* begin *

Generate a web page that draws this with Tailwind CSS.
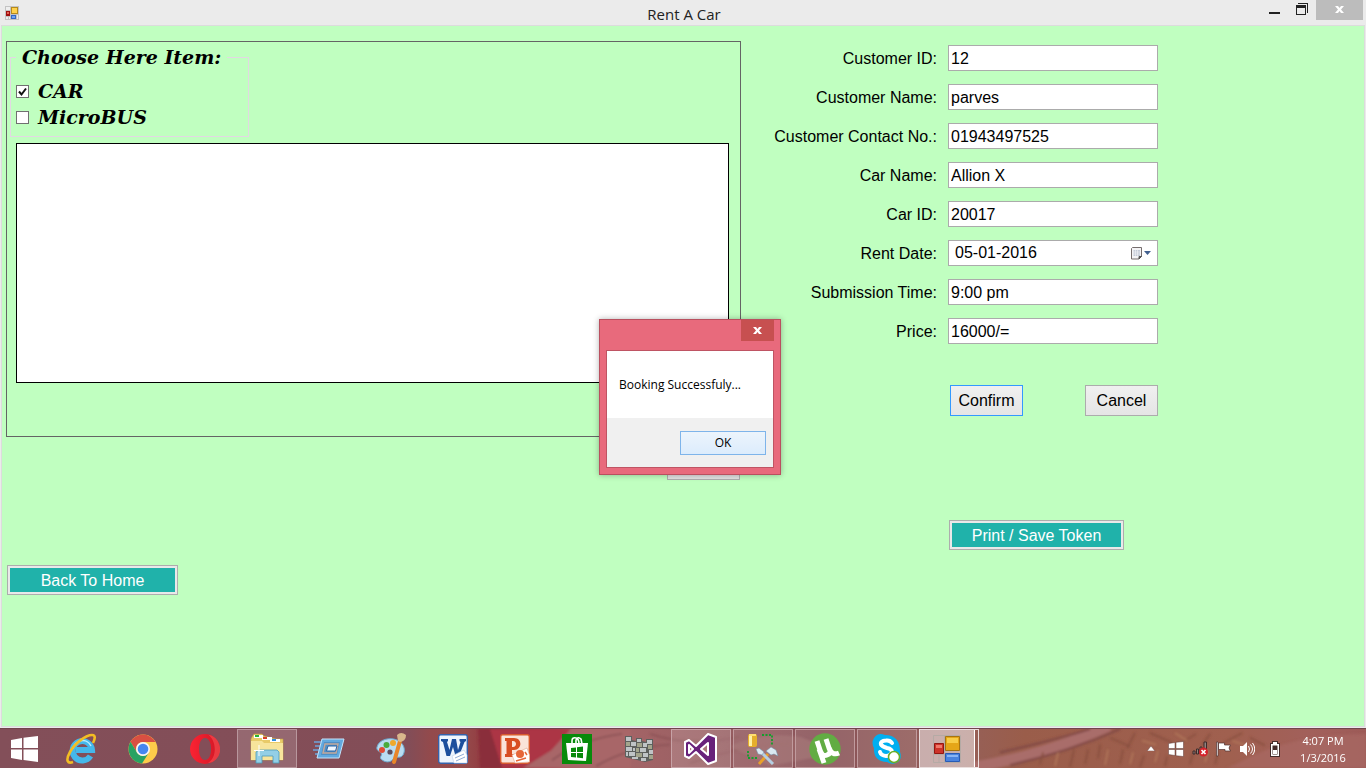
<!DOCTYPE html>
<html lang="en">
<head>
<meta charset="utf-8">
<title>Rent A Car</title>
<script src="https://cdn.jsdelivr.net/npm/@tailwindcss/browser@4"></script>
</head>
<body class="relative flex h-screen flex-col overflow-hidden bg-[#ebebeb] font-['Liberation_Sans',Arial,sans-serif] text-base leading-5 text-black">

<!-- Title bar -->
<header class="flex h-[25px] shrink-0 items-start">
  <div class="flex flex-1 pl-[5px] pt-[6px]">
    <svg width="14" height="14" viewBox="0 0 14 14"><path fill="#c3c3c3" d="M0 0h14v14H0z"/><path fill="#eee" d="M1 1h4v3H1zM1 11h2v2H1zM4 11h1v2H4zM12 9h1v4h-1z"/><path fill="#b58a1d" d="M6 1h7v7H6z"/><path fill="#ffd24c" d="M7 2h5v5H7z"/><path fill="#a01010" d="M1 5h4v5H1z"/><path fill="#e36452" d="M2 6h2v2H2z"/><path fill="#3567c4" d="M6 9h5v4H6z"/><path fill="#6ea4f2" d="M7 10h3v2H7z"/></svg>
  </div>
  <h1 class="pt-1 font-['Open_Sans',sans-serif] text-[15px] leading-5 text-[#222]">Rent A Car</h1>
  <div class="flex flex-1 justify-end pr-[3px]">
    <button aria-label="Minimize" class="flex h-5 w-[28px] justify-center pt-3"><svg width="11" height="2"><path fill="#222" d="M0 0h11v2H0z"/></svg></button>
    <button aria-label="Restore" class="flex h-5 w-[28px] justify-center pt-[3px]"><svg width="12" height="12"><path fill="#222" d="M2 0h10v10h-1V1H2zM0 2h10v10H0zM1 5v6h8V5z" fill-rule="evenodd"/></svg></button>
    <button aria-label="Close" class="flex h-5 w-[47px] justify-center bg-[#bcbcbc] pt-[6px]"><svg width="9" height="7"><path fill="#fff" d="M0 0h3l1.500 2L6 0h3L6 3.500 9 7H6L4.500 5 3 7H0l3-3.500z"/></svg></button>
  </div>
</header>

<!-- Client area -->
<main class="mx-px mb-px grid flex-1 grid-cols-[735fr_618fr] border border-[#dcdcdc] bg-[#c0ffc0] pl-[4px] pr-[5px] pt-[15px]">
  <div class="flex flex-col">
    <section class="flex h-[396px] flex-col border border-[#646464] pl-[3px] pr-[11px]">
      <fieldset class="h-[95px] w-[239px] border border-[#e2d8e2] px-[5px] font-['Lucida_Handwriting','DejaVu_Serif',serif] text-[19px] font-bold italic">
        <legend class="px-[6px] leading-[30px]">Choose Here Item:</legend>
        <label class="flex h-[30px] items-center gap-[9px] pt-2"><input type="checkbox" checked class="size-[13px] appearance-none border border-[#707070] bg-white"><svg class="-ml-[22px] size-[13px]" viewBox="0 0 13 13"><path d="M3 6.500 5.500 9.500 10 3.500" fill="none" stroke="#111" stroke-width="2"/></svg>CAR</label>
        <label class="flex h-[26px] items-center gap-[9px] pt-1"><input type="checkbox" class="size-[13px] appearance-none border border-[#707070] bg-white">MicroBUS</label>
      </fieldset>
      <div class="ml-[6px] mt-[6px] h-[240px] border border-black bg-white"></div>
    </section>
    <button aria-label="Show" class="mr-px mt-3 h-[31px] w-[73px] self-end border border-[#adadad] bg-[#e1e1e1]"></button>
    <button class="ml-px mt-[85px] h-[30px] w-[171px] border border-[#adadad] bg-[#e9e9e9] p-[2px] text-white"><span class="block h-6 bg-[#20b2aa] leading-[26px]">Back To Home</span></button>
  </div>

  <form class="pt-[4px]">
    <div class="grid w-[417px] grid-cols-[196px_minmax(0,1fr)] gap-x-[11px] gap-y-[13px]">
      <label for="cid" class="pt-[2px] text-right leading-6">Customer ID:</label><input id="cid" value="12" class="h-[26px] w-full border border-[#ababab] bg-white px-[2px] pt-[2px]">
      <label for="cname" class="pt-[2px] text-right leading-6">Customer Name:</label><input id="cname" value="parves" class="h-[26px] w-full border border-[#ababab] bg-white px-[2px] pt-[2px]">
      <label for="contact" class="pt-[2px] text-right leading-6">Customer Contact No.:</label><input id="contact" value="01943497525" class="h-[26px] w-full border border-[#ababab] bg-white px-[2px] pt-[2px]">
      <label for="car" class="pt-[2px] text-right leading-6">Car Name:</label><input id="car" value="Allion X" class="h-[26px] w-full border border-[#ababab] bg-white px-[2px] pt-[2px]">
      <label for="carid" class="pt-[2px] text-right leading-6">Car ID:</label><input id="carid" value="20017" class="h-[26px] w-full border border-[#ababab] bg-white px-[2px] pt-[2px]">
      <label for="date" class="pt-[2px] text-right leading-6">Rent Date:</label>
      <div class="flex h-[26px] items-center border border-[#ababab] bg-white pl-[6px] pr-[5px]">
        <input id="date" value="05-01-2016" class="min-w-0 flex-1">
        <button type="button" aria-label="Pick a date"><svg width="21" height="13" viewBox="0 0 21 13"><path d="M1.500.500h9v9l-2.500 2.500H.500V1.500z" fill="#f4f4f6" stroke="#756d6d"/><path d="M2.500 3h6.500v6H2.500z" fill="#c3cbd8"/><path d="M2 5h7M2 7h7M4.500 3v6M6.500 3v6" stroke="#f4f4f6" stroke-width=".6"/><path d="M10.500 9.500 8 12V9.500z" fill="#555" stroke="#555"/><path fill="#42608f" d="M13 4h7l-3.500 4z"/></svg></button>
      </div>
      <label for="time" class="pt-[2px] text-right leading-6">Submission Time:</label><input id="time" value="9:00 pm" class="h-[26px] w-full border border-[#ababab] bg-white px-[2px] pt-[2px]">
      <label for="price" class="pt-[2px] text-right leading-6">Price:</label><input id="price" value="16000/=" class="h-[26px] w-full border border-[#ababab] bg-white px-[2px] pt-[2px]">
    </div>
    <div class="mt-[41px] flex w-[417px] justify-between pl-[209px]">
      <button type="button" class="h-[31px] w-[73px] border border-[#3399ff] bg-linear-to-b from-[#f0f0f0] to-[#e5e5e5]">Confirm</button>
      <button type="button" class="h-[31px] w-[73px] border border-[#acacac] bg-linear-to-b from-[#f0f0f0] to-[#e5e5e5]">Cancel</button>
    </div>
    <button type="button" class="ml-[208px] mt-[104px] h-[30px] w-[175px] border border-[#adadad] bg-[#e9e9e9] p-[2px] text-white"><span class="block h-6 bg-[#20b2aa] leading-[26px]">Print / Save Token</span></button>
  </form>
</main>

<!-- Message box -->
<div role="dialog" aria-label="Message" class="absolute left-[599px] top-[319px] flex w-[182px] flex-col border border-[#b9505f] bg-[#e86a7c] px-[6px] pb-[6px] font-['Open_Sans',sans-serif] text-xs leading-5 shadow-[0_0_6px_rgba(0,0,0,0.3)]">
  <button aria-label="Close message" class="flex h-[21px] w-[33px] justify-center self-end bg-[#c75050] pt-[7px]"><svg width="9" height="7"><path fill="#fff" d="M0 0h3l1.500 2L6 0h3L6 3.500 9 7H6L4.500 5 3 7H0l3-3.500z"/></svg></button>
  <div class="mt-[9px] border border-[#bf5463]">
    <p class="h-[67px] bg-white pl-3 pt-6">Booking Successfuly...</p>
    <div class="flex h-[49px] justify-end bg-[#f0f0f0] pr-[7px] pt-[13px]">
      <button class="h-6 w-[86px] border border-[#7eb4ea] bg-linear-to-b from-[#ecf4fc] to-[#dcecfc]">OK</button>
    </div>
  </div>
</div>

<!-- Taskbar -->
<footer class="relative flex h-10 shrink-0 items-center overflow-hidden border-t border-[#70454c] bg-[#834f59]">
  <svg class="absolute inset-0 h-full w-full" viewBox="0 0 1366 40" preserveAspectRatio="none">
    <defs>
      <linearGradient id="wall"><stop offset="0" stop-color="#834f59"/><stop offset=".3" stop-color="#834d57"/><stop offset=".315" stop-color="#934a4c"/><stop offset=".34" stop-color="#954b4b"/><stop offset=".36" stop-color="#92343d"/><stop offset=".4" stop-color="#a93a47"/><stop offset=".43" stop-color="#aa6668"/><stop offset=".5" stop-color="#9c6164"/><stop offset=".6" stop-color="#895258"/><stop offset=".7" stop-color="#95605a"/><stop offset=".75" stop-color="#9a5d4a"/><stop offset=".9" stop-color="#a0604f"/><stop offset=".96" stop-color="#a2605b"/><stop offset="1" stop-color="#9d5b58"/></linearGradient>
      <filter id="soft"><feGaussianBlur stdDeviation="1"/></filter>
    </defs>
    <path fill="url(#wall)" d="M0 0h1366v40H0z"/>
    <g filter="url(#soft)">
      <path fill="#ac3545" d="M488 0h83l-20 22-28 18h-25z"/><path fill="#8a2f3a" d="M478 0h12l12 40h-22z"/>
      <path fill="#a86668" d="M571 0h60v40h-108l28-18z"/>
      <path fill="none" stroke="#8e5458" stroke-width="2" d="M552 32q30-22 70-27M596 38q34-20 74-22M650 5q40 14 90 3M690 35q60-20 100-20"/>
      <path fill="#9e6c6d" d="M730 18q30-16 70-10l40 16-70 14z" opacity=".6"/>
      <path fill="none" stroke="#a96d6a" stroke-width="11" d="M974 39q70-12 135-42"/><path fill="none" stroke="#7e4746" stroke-width="2" d="M1000 24q60-14 90-24M1010 37q60-14 110-37"/>
      <path fill="none" stroke="#864e3e" stroke-width="1.500" d="M1040 36l3-12M1070 39l4-18M1085 36l3-15M1098 30l2-14M1110 9l20 9M1135 4l-8 16M1150 4l22 10M1180 15l16-10M1120 36l3-15M1210 5l-8 12M1224 14l18-10M1250 9l15 8M1165 38l2-10M1140 39l4-12M1190 36l3-12M1215 36l3-12"/>
      <path fill="none" stroke="#b47a5c" stroke-width="1.500" d="M1055 38l3-14M1105 37l3-16M1130 36l3-12M1155 34l3-12M1142 12l14 4M1205 34l3-12M1175 4l12 8M1232 12l12 4"/>
      <path fill="#aa6a66" d="M1240 34q50-29 126-29v35h-140z" opacity=".6"/>
    </g>
  </svg>

  <nav class="relative flex h-full flex-1 items-center gap-[2px]">
    <button aria-label="Start" class="flex h-full w-[49px] items-center justify-center"><svg width="27" height="26" viewBox="0 0 27 26"><path fill="#fff" d="M0 4l11-2v10H0zM12.500 1.700 27 0v12H12.500zM0 13.500h11V24L0 22zM12.500 13.500H27V26l-14.500-2z"/></svg></button>

    <button aria-label="Internet Explorer" class="flex h-full w-[60px] items-center justify-center"><svg width="32" height="32" viewBox="0 0 32 32"><path fill="none" stroke="#45b8ea" stroke-width="6" d="M25.500 23A9.700 9.700 0 1 1 27 17H11"/><path fill="none" stroke="#bcecff" stroke-width="1.500" d="M8 16a9.500 9.500 0 0 1 18-3"/><path fill="none" stroke="#f3bd23" stroke-width="2.600" d="M8 29c-5 2-8-1-3-10C10 10 21 2 27 2c4 0 3 4 1 8"/></svg></button>

    <button aria-label="Chrome" class="flex h-full w-[60px] items-center justify-center"><svg width="30" height="30" viewBox="0 0 30 30"><circle cx="15" cy="15" r="14.500" fill="#fdcb4a"/><path fill="#d94f42" d="M2.500 7.700A14.500 14.500 0 0 1 27.600 8H15a7 7 0 0 0-6 10.500z"/><path fill="#28a263" d="M2.500 7.700A14.500 14.500 0 0 0 14 29.500L21 18.500A7 7 0 0 1 9 18.500z"/><circle cx="15" cy="15" r="7" fill="#f5f5f5"/><circle cx="15" cy="15" r="5.300" fill="#4587f0"/></svg></button>

    <button aria-label="Opera" class="flex h-full w-[60px] items-center justify-center"><svg width="30" height="30" viewBox="0 0 30 30"><defs><linearGradient id="op"><stop offset="0" stop-color="#fb2333"/><stop offset="1" stop-color="#d01725"/></linearGradient></defs><path fill="url(#op)" fill-rule="evenodd" d="M15 0a15 15 0 1 0 0 30 15 15 0 0 0 0-30zm0 4c4 0 6 5 6 11s-2 11-6 11-6-5-6-11 2-11 6-11z"/><path fill="#ff5c5c" d="M18 .5a15 15 0 0 1 8 25q-4 4-8 3.500c9-5 9-22 0-28.500z" opacity=".5"/></svg></button>

    <button aria-label="File Explorer" class="flex h-[39px] w-[60px] items-center justify-center border border-[#b9979d] bg-white/15"><svg width="34" height="32" viewBox="0 0 34 32"><path fill="#e8ca68" stroke="#c3a244" stroke-width=".6" d="M2 4l2-3h8l2 2 4 1 8 2h7v21H1V6z"/><path fill="#fff" d="M4 2h9v3H4zM12 4h10v3H12zM20 6h10v3H20z"/><path fill="#26b437" d="M5 2h4v2H5z"/><path fill="#d8412c" d="M13 4h4v2h-4z"/><path fill="#2f8ede" d="M22 6h4v2h-4z"/><path fill="#f7e49b" d="M1 8h11l2 2h19v17H1z"/><path fill="#93cfe6" stroke="#4c9ab8" stroke-width=".8" d="M6 19l3-2h18l2 2v11h-6v-7H12v7H6z"/><path stroke="#fff" d="M9 12v11M4 17.500h10"/></svg></button>

    <button aria-label="Run" class="flex h-full w-[60px] items-center justify-center"><svg width="32" height="22" viewBox="0 0 32 22"><path stroke="#6da4da" stroke-width="1.500" d="M1 4h8M2 8h7M0 12h6M2 16h4"/><path fill="#62a9df" stroke="#c3e5fc" d="M9 1h22l-5 19H4z"/><path fill="#5090c6" d="M11 4h16l-3 13H8z"/><path fill="none" stroke="#c1a89c" stroke-width="1.500" d="M12 6h13l-2 9H10z"/><path fill="#eef6ff" stroke="#2c64a5" d="M15 8h9l-1.500 5h-9z"/></svg></button>

    <button aria-label="Paint" class="flex h-full w-[60px] items-center justify-center"><svg width="32" height="32" viewBox="0 0 32 32"><path fill="#b9dcf1" stroke="#6da8cd" d="M2 14C4 6 15 4 22 7c7 3 9 10 6 15-3 4-7 1-9 3-3 5-9 5-13 1-2-2 2-4 0-6s-5-3-4-6z"/><circle cx="7" cy="17" r="3" fill="#e04b36"/><circle cx="11.500" cy="12" r="3" fill="#4aab3d"/><circle cx="18" cy="10" r="3" fill="#efa92c"/><circle cx="15" cy="19" r="2.600" fill="#5d4c5d"/><path stroke="#e8862a" stroke-width="4" stroke-linecap="round" d="M25 8l-6 21"/><path fill="#d9b78c" d="M22 2q4-4 9 0 0 6-6 7l-2-1z"/></svg></button>

    <button aria-label="Word" class="flex h-full w-[60px] items-center justify-center"><svg width="30" height="30" viewBox="0 0 30 30"><rect x=".7" y=".7" width="28.600" height="28.600" rx="2" fill="#eef5fd" stroke="#3562ab" stroke-width="1.400"/><path fill="#1c4f9d" d="M3 5h7v2L9 8l2.500 8L14 5h4l2 11 2.500-8-1-1V5H28v2l-1.500 1L21 22h-3.500L15 13l-3 9H8.500L5 8 3 7z"/><path fill="#fff" stroke="#bcd0ea" stroke-width=".6" d="M14 22l12-6 3 5v8H16z"/><path stroke="#91add5" d="M17 24l9-4M18 27l9-4"/></svg></button>

    <button aria-label="PowerPoint" class="flex h-full w-[60px] items-center justify-center"><svg width="30" height="30" viewBox="0 0 30 30"><rect x=".7" y=".7" width="28.600" height="28.600" rx="2" fill="#fae4d9" stroke="#d95b2e" stroke-width="1.400"/><path fill="#d84e22" fill-rule="evenodd" d="M5 4h9c9 0 8 12 0 12h-2v4h2v3H5v-3h1.500V7H5zm7 3v6h1c4 0 4-6 0-6z"/><path fill="#fff" stroke="#e3a48a" stroke-width=".6" d="M12 21l15-7 2.500 7v7L15 29z"/><circle cx="20" cy="20" r="4" fill="#e66739"/><path stroke="#e66739" stroke-width="1.500" d="M16 27l10-3M25 18l2 3"/></svg></button>

    <button aria-label="Store" class="flex h-full w-[60px] items-center justify-center"><svg width="30" height="30" viewBox="0 0 30 30"><path fill="#088a0b" d="M0 0h30v30H0z"/><path fill="#fff" d="M4 9h22l-2 18-18-1z"/><path fill="none" stroke="#fff" stroke-width="1.600" d="M10 10V7q0-4 4-3 3 1 3 6M14 9V6q2-4 5-1l1 5"/><path fill="#088a0b" d="M9 14l5-.6V18H9zM15 13.300l6-.8V18h-6zM9 19h5v4.500L9 23zM15 19h6v5.300l-6-.7z"/></svg></button>

    <button aria-label="Firewall" class="flex h-full w-[60px] items-center justify-center"><svg width="30" height="26" viewBox="0 0 30 26"><path fill="#5d605e" d="M1 0h7v4l4 1V2h6v3l4 1V3h7v21l-8 2L1 21z"/><g fill="#bfc4c6"><path d="M2 1h5v4H2zM13 3h4v3h-4zM23 4h5v4h-5z"/><path d="M7 6h5v4H7zM19 7h4v4h-4z"/><path d="M2 11h6v4H2zM16 12h6v4h-6zM9 12h2v3H9z"/><path d="M5 16h6v4H5zM19 17h5v4h-5zM25 14h4v4h-4zM2 16h2v4H2zM8 21h6v2H8zM17 22h5v3h-5z"/></g><path fill="#a3a58c" d="M2 6h4v4H2zM13 7h5v4h-5zM12 12h3v4h-3zM24 9h4v4h-4zM12 17h6v4h-6zM25 19h4v4h-4z"/></svg></button>

    <button aria-label="Visual Studio" class="flex h-[39px] w-[60px] items-center justify-center border border-[#c7a2a6] bg-white/15"><svg width="34" height="32" viewBox="0 0 34 32"><path fill="#68217a" stroke="#fff" stroke-width="2" stroke-linejoin="round" fill-rule="evenodd" d="M1 9l4-2 7 6L24 1l8 3v24l-8 3-12-12-7 6-4-2zM5 12v8l4-4zM24 10l-7 6 7 6z"/></svg></button>

    <button aria-label="SQL Server tools" class="flex h-[39px] w-[60px] items-center justify-center border border-[#c09a9d] bg-white/10"><svg width="32" height="32" viewBox="0 0 32 32"><rect x="1" y="1" width="9" height="13" rx="2" fill="#e5ae2b"/><path fill="#fff0a4" d="M2 3h3v10H2z"/><path fill="#ffdf70" d="M2 1h7v2H2z"/><path fill="none" stroke="#12a02c" stroke-width="1.800" stroke-dasharray="2 1.500" d="M15 2h10v10M1 18v7h10"/><path stroke="#e8a02a" stroke-width="3" d="M12 31l9-10"/><path stroke="#b5cfe2" stroke-width="3" d="M13 18l13 13"/><path fill="#dae8f1" stroke="#6c8ba3" stroke-width=".5" d="M9 16l3-1 5 4-2 3-4-1zM19 18l5-4 5 3 2 6-4-2-3 1z"/></svg></button>

    <button aria-label="uTorrent" class="flex h-[39px] w-[60px] items-center justify-center border border-[#c09a9d] bg-white/10"><svg width="32" height="32" viewBox="0 0 32 32"><circle cx="16" cy="16" r="15.700" fill="#62ac43"/><path fill="none" stroke="#fff" stroke-width="5" d="M8 8l3 9q2 7 7 5t2-7l-3-9M20 15q3 8 10 5M10 16l5 14"/></svg></button>

    <button aria-label="Skype" class="flex h-[39px] w-[60px] items-center justify-center border border-[#c09a9d] bg-white/10"><svg width="30" height="30" viewBox="0 0 30 30"><path fill="#00aff0" d="M2 4q4-6 11-3 15 0 15 17 3 8-4 11-5 2-9-1Q1 27 2 14-1 9 2 4z"/><path fill="none" stroke="#fff" stroke-width="4" stroke-linecap="round" d="M20 9q-2-3-6-2.500-6 .5-5 4 1 2 6 3.500 5 1 5 4-1 4-6 4-5-.5-6-4"/><circle cx="22" cy="23" r="5.500" fill="#fff" stroke="#69ad28" stroke-width="1.500"/></svg></button>

    <button aria-label="Rent A Car" class="flex h-[39px] w-[60px] border border-white/80 pr-[3px]"><span class="flex h-full flex-1 items-center justify-center border-r border-white bg-white/50"><svg width="28" height="28" viewBox="0 0 28 28"><path fill="none" stroke="#b5aaa5" d="M.5.500h27v27H.500zM11.500.500v27M.500 8.500h11M.500 19.500h27M6 19.500v8"/><path fill="#e5a618" stroke="#a77411" d="M12.500 1.500h14v14h-14z"/><path fill="#f8cd48" d="M14 3h11v5H14z"/><path fill="#cd3329" stroke="#941611" d="M1.500 8.500h9v10h-9z"/><path fill="#4a83df" stroke="#285bb5" d="M12.500 18.500h14v8h-14z"/><path fill="#f0786a" d="M3 10h6v3H3z"/><path fill="#8ab5f5" d="M14 20h11v2H14z"/></svg></span></button>
  </nav>

  <div class="relative flex items-center pr-[19px]">
    <button aria-label="Show hidden icons" class="mr-[13px]"><svg width="8" height="5"><path fill="#fff" stroke="#6b4744" stroke-width=".5" d="M0 5l4-5 4 5z"/></svg></button>
    <svg class="mr-2" width="16" height="16" viewBox="0 0 16 16"><path fill="#fff" stroke="#5d3937" stroke-width=".5" d="M.5 2.500 7 1.500v6H.500zM8 1.300 15.500.500v7H8zM.500 8.500H7v6L.500 13.500zM8 8.500h7.500v7L8 14.700z"/></svg>
    <svg class="mr-2" width="16" height="16" viewBox="0 0 16 16"><path fill="#91827f" stroke="#3d2b2a" d="M1 10h2v3H1zM4.500 8h2v5h-2zM8 6h2v7H8zM12 1h2.500v9H12z"/><circle cx="11.500" cy="11" r="4.500" fill="#d5232b"/><path stroke="#fff" stroke-width="1.700" d="M9.500 9l4 4M13.500 9l-4 4"/></svg>
    <svg class="mr-[9px]" width="15" height="16" viewBox="0 0 15 16"><path fill="#fff" stroke="#4e3130" stroke-width=".7" d="M.5 1H2v14H.500zM2.500 2h6v2h6q-3 3 0 6H9V8.500H2.500z"/></svg>
    <svg class="mr-[15px]" width="15" height="16" viewBox="0 0 15 16"><path fill="#fff" d="M0 5h3l4-4v14l-4-4H0z"/><path fill="none" stroke="#fff" d="M8.500 5q2 3 0 6M10.500 3.500q4 4.500 0 9M12.500 2q4.500 6 0 12"/></svg>
    <svg class="mr-[19px]" width="10" height="16" viewBox="0 0 10 16"><path fill="#442c2b" d="M2 0h6v2h2v14H0V2h2z"/><path fill="#fff" fill-rule="evenodd" d="M3 1h4v2h2v12H1V3h2zM2.500 4.500v9h5v-9z"/><path fill="#fff" d="M3 9h4v4H3z"/></svg>
    <div class="w-12 text-center font-['Open_Sans',sans-serif] text-[11px] leading-[17px] text-white"><div>4:07 PM</div><div>1/3/2016</div></div>
  </div>
</footer>
</body>
</html>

* end *

## [Short exercise]
Extract, word for word, each line from the top of the data down to and including the line with "flex h-screen flex-col"; skip the pictures.

## [Task response]
Generate a web page that draws this with Tailwind CSS.
<!DOCTYPE html>
<html lang="en">
<head>
<meta charset="utf-8">
<title>Rent A Car</title>
<script src="https://cdn.jsdelivr.net/npm/@tailwindcss/browser@4"></script>
</head>
<body class="relative flex h-screen flex-col overflow-hidden bg-[#ebebeb] font-['Liberation_Sans',Arial,sans-serif] text-base leading-5 text-black">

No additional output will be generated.